[Exercise brief]
Copy the data word for word, keeping every line.

[Data excerpt]
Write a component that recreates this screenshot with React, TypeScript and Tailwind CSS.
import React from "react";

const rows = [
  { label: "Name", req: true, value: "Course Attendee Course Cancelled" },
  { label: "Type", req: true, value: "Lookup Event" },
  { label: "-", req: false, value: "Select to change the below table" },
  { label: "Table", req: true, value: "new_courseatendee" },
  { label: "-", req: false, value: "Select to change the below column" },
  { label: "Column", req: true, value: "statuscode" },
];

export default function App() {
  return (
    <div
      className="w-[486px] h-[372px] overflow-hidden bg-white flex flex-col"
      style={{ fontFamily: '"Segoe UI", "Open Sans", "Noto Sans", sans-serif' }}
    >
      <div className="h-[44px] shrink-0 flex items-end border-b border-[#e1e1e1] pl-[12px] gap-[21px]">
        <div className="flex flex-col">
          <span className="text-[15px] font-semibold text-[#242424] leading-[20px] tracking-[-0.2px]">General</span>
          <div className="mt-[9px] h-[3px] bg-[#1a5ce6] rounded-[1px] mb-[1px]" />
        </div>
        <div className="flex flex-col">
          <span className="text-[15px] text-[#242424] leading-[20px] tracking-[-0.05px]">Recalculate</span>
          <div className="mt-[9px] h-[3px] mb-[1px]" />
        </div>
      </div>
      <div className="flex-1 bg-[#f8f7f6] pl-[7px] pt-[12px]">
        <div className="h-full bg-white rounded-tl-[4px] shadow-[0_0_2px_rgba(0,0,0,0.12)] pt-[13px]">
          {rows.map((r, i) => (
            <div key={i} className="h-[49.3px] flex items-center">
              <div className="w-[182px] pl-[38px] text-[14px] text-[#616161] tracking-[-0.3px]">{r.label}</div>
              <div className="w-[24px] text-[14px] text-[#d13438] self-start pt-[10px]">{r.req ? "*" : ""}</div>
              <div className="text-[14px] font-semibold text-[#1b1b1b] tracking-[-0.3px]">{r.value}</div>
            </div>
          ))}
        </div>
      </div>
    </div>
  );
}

[Final result]
Write a component that recreates this screenshot with React, TypeScript and Tailwind CSS.
import React from "react";

const rows = [
  { label: "Name", req: true, value: "Course Attendee Course Cancelled" },
  { label: "Type", req: true, value: "Lookup Event" },
  { label: "-", req: false, value: "Select to change the below table" },
  { label: "Table", req: true, value: "new_courseatendee" },
  { label: "-", req: false, value: "Select to change the below column" },
  { label: "Column", req: true, value: "statuscode" },
];

export default function App() {
  return (
    <div
      className="w-[486px] h-[372px] overflow-hidden bg-white flex flex-col"
      style={{ fontFamily: '"Segoe UI", "Open Sans", "Noto Sans", sans-serif' }}
    >
      <div className="h-[44px] shrink-0 flex items-end border-b border-[#e1e1e1] pl-[12px] gap-[21px]">
        <div className="flex flex-col">
          <span className="text-[15px] font-semibold text-[#242424] leading-[20px] tracking-[-0.2px]">General</span>
          <div className="mt-[9px] h-[3px] bg-[#1a5ce6] rounded-[1px] mb-[1px]" />
        </div>
        <div className="flex flex-col">
          <span className="text-[15px] text-[#242424] leading-[20px] tracking-[-0.05px]">Recalculate</span>
          <div className="mt-[9px] h-[3px] mb-[1px]" />
        </div>
      </div>
      <div className="flex-1 bg-[#f8f7f6] pl-[7px] pt-[12px]">
        <div className="h-full bg-white rounded-tl-[4px] shadow-[0_0_2px_rgba(0,0,0,0.12)] pt-[13px]">
          {rows.map((r, i) => (
            <div key={i} className="h-[49.3px] flex items-center">
              <div className="w-[182px] pl-[38px] text-[14px] text-[#616161] tracking-[-0.3px]">{r.label}</div>
              <div className="w-[24px] text-[14px] text-[#d13438] self-start pt-[10px]">{r.req ? "*" : ""}</div>
              <div className="text-[14px] font-semibold text-[#1b1b1b] tracking-[-0.3px]">{r.value}</div>
            </div>
          ))}
        </div>
      </div>
    </div>
  );
}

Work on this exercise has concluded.